** START DATA SEGMENT **
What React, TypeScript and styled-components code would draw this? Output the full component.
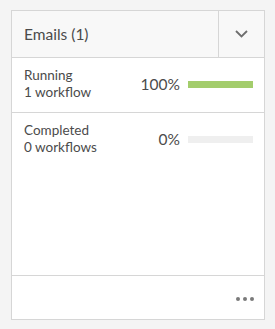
import React from "react";
import styled, { createGlobalStyle } from "styled-components";

const Global = createGlobalStyle`
  html, body { margin: 0; padding: 0; background: #f4f4f4; }
  body { font-family: Lato, "Open Sans", "Liberation Sans", sans-serif; color: #4b4b4b; }
`;

const Page = styled.div`
  padding: 10px 0 0 11px;
`;

const Card = styled.div`
  width: 254px;
  height: 310px;
  box-sizing: border-box;
  background: #fff;
  border: 1px solid #d6d6d6;
  box-shadow: 0 1px 0 #d6d6d6;
  display: flex;
  flex-direction: column;
`;

const Header = styled.div`
  height: 47px;
  box-sizing: border-box;
  display: flex;
  background: #f8f8f8;
  border-bottom: 1px solid #d6d6d6;
`;

const Title = styled.div`
  flex: 1;
  display: flex;
  align-items: center;
  padding-left: 12px;
  font-size: 15.5px;
  color: #4b4b4b;
`;

const ToggleButton = styled.div`
  width: 45px;
  border-left: 1px solid #d6d6d6;
  display: flex;
  align-items: center;
  justify-content: center;
`;

const Row = styled.div<{ $last?: boolean }>`
  height: 55px;
  box-sizing: border-box;
  display: flex;
  align-items: center;
  padding: 0 11px 2px 12px;
  border-bottom: 1px solid ${(p) => (p.$last ? "transparent" : "#d6d6d6")};
`;

const Labels = styled.div`
  flex: 1;
  display: flex;
  flex-direction: column;
  font-size: 13.5px;
  line-height: 17px;
`;

const Percent = styled.div`
  font-size: 15.5px;
  margin-right: 8px;
`;

const Track = styled.div`
  width: 65px;
  height: 7px;
  background: #efefef;
`;

const Fill = styled.div`
  height: 100%;
  background: #a3cd6c;
`;

const Spacer = styled.div`
  flex: 1;
`;

const Footer = styled.div`
  height: 43px;
  border-top: 1px solid #d6d6d6;
  display: flex;
  align-items: center;
  justify-content: flex-end;
  padding-right: 10px;
`;

const Dots = styled.div`
  display: flex;
  gap: 3px;
  padding-top: 2px;
`;

const Dot = styled.span`
  width: 4px;
  height: 4px;
  border-radius: 50%;
  background: #7a7a7a;
`;

const rows = [
  { label: "Running", sub: "1 workflow", pct: 100 },
  { label: "Completed", sub: "0 workflows", pct: 0 },
];

export default function App() {
  return (
    <>
      <Global />
      <Page>
        <Card>
          <Header>
            <Title>Emails (1)</Title>
            <ToggleButton>
              <svg width="13" height="8" viewBox="0 0 13 8">
                <path d="M1 1 L6.5 6.5 L12 1" fill="none" stroke="#6e6e6e" strokeWidth="1.8" />
              </svg>
            </ToggleButton>
          </Header>
          {rows.map((r, i) => (
            <Row key={r.label} $last={i === rows.length - 1}>
              <Labels>
                <span>{r.label}</span>
                <span>{r.sub}</span>
              </Labels>
              <Percent>{r.pct}%</Percent>
              <Track>
                <Fill style={{ width: `${r.pct}%` }} />
              </Track>
            </Row>
          ))}
          <Spacer />
          <Footer>
            <Dots>
              <Dot />
              <Dot />
              <Dot />
            </Dots>
          </Footer>
        </Card>
      </Page>
    </>
  );
}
** END DATA SEGMENT **
■ WHAT THIS TASK INVOLVES ■
Leave out the pictures and retype every line above exactly.

■ TASK OUTPUT ■
What React, TypeScript and styled-components code would draw this? Output the full component.
import React from "react";
import styled, { createGlobalStyle } from "styled-components";

const Global = createGlobalStyle`
  html, body { margin: 0; padding: 0; background: #f4f4f4; }
  body { font-family: Lato, "Open Sans", "Liberation Sans", sans-serif; color: #4b4b4b; }
`;

const Page = styled.div`
  padding: 10px 0 0 11px;
`;

const Card = styled.div`
  width: 254px;
  height: 310px;
  box-sizing: border-box;
  background: #fff;
  border: 1px solid #d6d6d6;
  box-shadow: 0 1px 0 #d6d6d6;
  display: flex;
  flex-direction: column;
`;

const Header = styled.div`
  height: 47px;
  box-sizing: border-box;
  display: flex;
  background: #f8f8f8;
  border-bottom: 1px solid #d6d6d6;
`;

const Title = styled.div`
  flex: 1;
  display: flex;
  align-items: center;
  padding-left: 12px;
  font-size: 15.5px;
  color: #4b4b4b;
`;

const ToggleButton = styled.div`
  width: 45px;
  border-left: 1px solid #d6d6d6;
  display: flex;
  align-items: center;
  justify-content: center;
`;

const Row = styled.div<{ $last?: boolean }>`
  height: 55px;
  box-sizing: border-box;
  display: flex;
  align-items: center;
  padding: 0 11px 2px 12px;
  border-bottom: 1px solid ${(p) => (p.$last ? "transparent" : "#d6d6d6")};
`;

const Labels = styled.div`
  flex: 1;
  display: flex;
  flex-direction: column;
  font-size: 13.5px;
  line-height: 17px;
`;

const Percent = styled.div`
  font-size: 15.5px;
  margin-right: 8px;
`;

const Track = styled.div`
  width: 65px;
  height: 7px;
  background: #efefef;
`;

const Fill = styled.div`
  height: 100%;
  background: #a3cd6c;
`;

const Spacer = styled.div`
  flex: 1;
`;

const Footer = styled.div`
  height: 43px;
  border-top: 1px solid #d6d6d6;
  display: flex;
  align-items: center;
  justify-content: flex-end;
  padding-right: 10px;
`;

const Dots = styled.div`
  display: flex;
  gap: 3px;
  padding-top: 2px;
`;

const Dot = styled.span`
  width: 4px;
  height: 4px;
  border-radius: 50%;
  background: #7a7a7a;
`;

const rows = [
  { label: "Running", sub: "1 workflow", pct: 100 },
  { label: "Completed", sub: "0 workflows", pct: 0 },
];

export default function App() {
  return (
    <>
      <Global />
      <Page>
        <Card>
          <Header>
            <Title>Emails (1)</Title>
            <ToggleButton>
              <svg width="13" height="8" viewBox="0 0 13 8">
                <path d="M1 1 L6.5 6.5 L12 1" fill="none" stroke="#6e6e6e" strokeWidth="1.8" />
              </svg>
            </ToggleButton>
          </Header>
          {rows.map((r, i) => (
            <Row key={r.label} $last={i === rows.length - 1}>
              <Labels>
                <span>{r.label}</span>
                <span>{r.sub}</span>
              </Labels>
              <Percent>{r.pct}%</Percent>
              <Track>
                <Fill style={{ width: `${r.pct}%` }} />
              </Track>
            </Row>
          ))}
          <Spacer />
          <Footer>
            <Dots>
              <Dot />
              <Dot />
              <Dot />
            </Dots>
          </Footer>
        </Card>
      </Page>
    </>
  );
}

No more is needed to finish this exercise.